• [What is asked]: Say how many lines include the word "React". Reply with nothing but the number.

####################

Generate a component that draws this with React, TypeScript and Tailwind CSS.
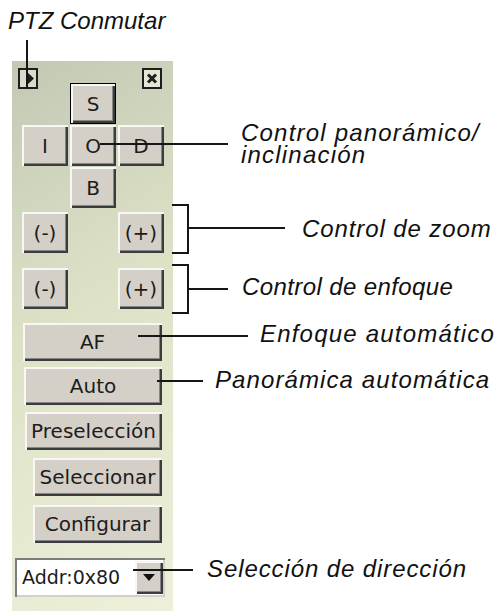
import React from 'react';

const btnFace =
  'flex items-center justify-center bg-[#d4d0c8] text-[20px] leading-none text-[#1c1c1c] shadow-[inset_2px_2px_0_#f7f7f5,inset_-2px_-2px_0_#3c3c3c,inset_-3px_-3px_0_#868686]';

const Btn = ({ label, className = '' }: { label: string; className?: string }) => (
  <div className={`${btnFace} ${className}`}>{label}</div>
);

const ToggleBox = () => (
  <svg width="20" height="21" viewBox="0 0 20 21" className="-ml-[4px] self-start">
    <rect x="1" y="1" width="18" height="19" fill="#dadccb" stroke="#1e1e1e" strokeWidth="2" />
    <polygon points="9,4 16,10.5 9,17" fill="#1e1e1e" />
  </svg>
);

const CloseBox = () => (
  <svg width="20" height="21" viewBox="0 0 20 21" className="mr-[2px] self-start justify-self-end">
    <rect x="1" y="1" width="18" height="19" fill="#e4e6d6" stroke="#1e1e1e" strokeWidth="2" />
    <path d="M6 6.5 L14 14.5 M14 6.5 L6 14.5" stroke="#1e1e1e" strokeWidth="3" />
  </svg>
);

const Line = ({ className }: { className: string }) => (
  <div className={`absolute bg-[#161616] ${className}`} />
);

const Label = ({ children, className }: { children: React.ReactNode; className: string }) => (
  <div
    className={`absolute whitespace-nowrap font-['Liberation_Sans',Arial,sans-serif] text-[24px] italic leading-[24px] text-[#111] ${className}`}
  >
    {children}
  </div>
);

export default function App() {
  return (
    <div className="relative h-[612px] w-[498px] overflow-hidden bg-white pl-[12px] pt-[61px] font-['DejaVu_Sans',sans-serif]">
      <div className="flex h-[550px] w-[161px] flex-col bg-[linear-gradient(150deg,#c3c8b4_0%,#dde2c7_45%,#eef0d9_100%)] pt-[7px]">
        <div className="ml-[10px] grid grid-cols-[46px_46px_46px] grid-rows-[56px_41px_41px] gap-x-[2px] gap-y-[1px]">
          <ToggleBox />
          <Btn label="S" className="h-[41px] self-end border border-black" />
          <CloseBox />
          <Btn label="I" />
          <Btn label="O" />
          <Btn label="D" />
          <div />
          <Btn label="B" />
          <div />
        </div>

        <div className="ml-[10px] mt-[4px] grid h-[41px] grid-cols-[46px_46px_46px] gap-x-[2px]">
          <Btn label="(-)" />
          <div />
          <Btn label="(+)" />
        </div>

        <div className="ml-[10px] mt-[15px] grid h-[41px] grid-cols-[46px_46px_46px] gap-x-[2px]">
          <Btn label="(-)" />
          <div />
          <Btn label="(+)" />
        </div>

        <div className="flex flex-col items-end pr-[11px]">
          <Btn label="AF" className="mt-[14px] h-[38px] w-[139px]" />
          <Btn label="Auto" className="mt-[6px] h-[38px] w-[138px]" />
          <Btn label="Preselección" className="mt-[7px] h-[38px] w-[137px]" />
          <Btn label="Seleccionar" className="mt-[8px] h-[38px] w-[129px]" />
          <Btn label="Configurar" className="mt-[9px] h-[38px] w-[129px]" />
        </div>

        <div className="ml-[3px] mt-[15px] flex h-[39px] w-[150px] items-center bg-white shadow-[inset_2px_2px_0_#7d7d7d,inset_-2px_-2px_0_#d4d0c8]">
          <span className="ml-[7px] flex-1 text-[19px] leading-none text-[#1c1c1c]">Addr:0x80</span>
          <div className={`${btnFace} mr-[2px] h-[33px] w-[28px]`}>
            <svg width="12" height="8" viewBox="0 0 12 8">
              <polygon points="0,0 12,0 6,7" fill="#111" />
            </svg>
          </div>
        </div>
      </div>

      {/* callouts */}
      <Label className="left-[8px] top-[9px]">PTZ Conmutar</Label>
      <Line className="left-[26px] top-[40px] h-[48px] w-[2px]" />

      <Line className="left-[100px] top-[143px] h-[2px] w-[128px]" />
      <Label className="left-[241px] top-[121px] leading-[22px] tracking-[1.2px]">Control panorámico/</Label>
      <Label className="left-[241px] top-[143px] leading-[22px] tracking-[1.2px]">inclinación</Label>

      <div className="absolute left-[172px] top-[204px] h-[50px] w-[17px] border-y-2 border-r-2 border-[#161616]" />
      <Line className="left-[188px] top-[227px] h-[2px] w-[97px]" />
      <Label className="left-[302px] top-[217px] tracking-[0.9px]">Control de zoom</Label>

      <div className="absolute left-[172px] top-[264px] h-[50px] w-[17px] border-y-2 border-r-2 border-[#161616]" />
      <Line className="left-[188px] top-[288px] h-[2px] w-[40px]" />
      <Label className="left-[242px] top-[275px] tracking-[0.4px]">Control de enfoque</Label>

      <Line className="left-[138px] top-[335px] h-[2px] w-[110px]" />
      <Label className="left-[260px] top-[322px] tracking-[1.2px]">Enfoque automático</Label>

      <Line className="left-[157px] top-[380px] h-[2px] w-[46px]" />
      <Label className="left-[215px] top-[368px] tracking-[1.1px]">Panorámica automática</Label>

      <Line className="left-[133px] top-[569px] h-[2px] w-[60px]" />
      <Label className="left-[207px] top-[557px] tracking-[0.9px]">Selección de dirección</Label>
    </div>
  );
}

####################

• [Exercise solution]: 3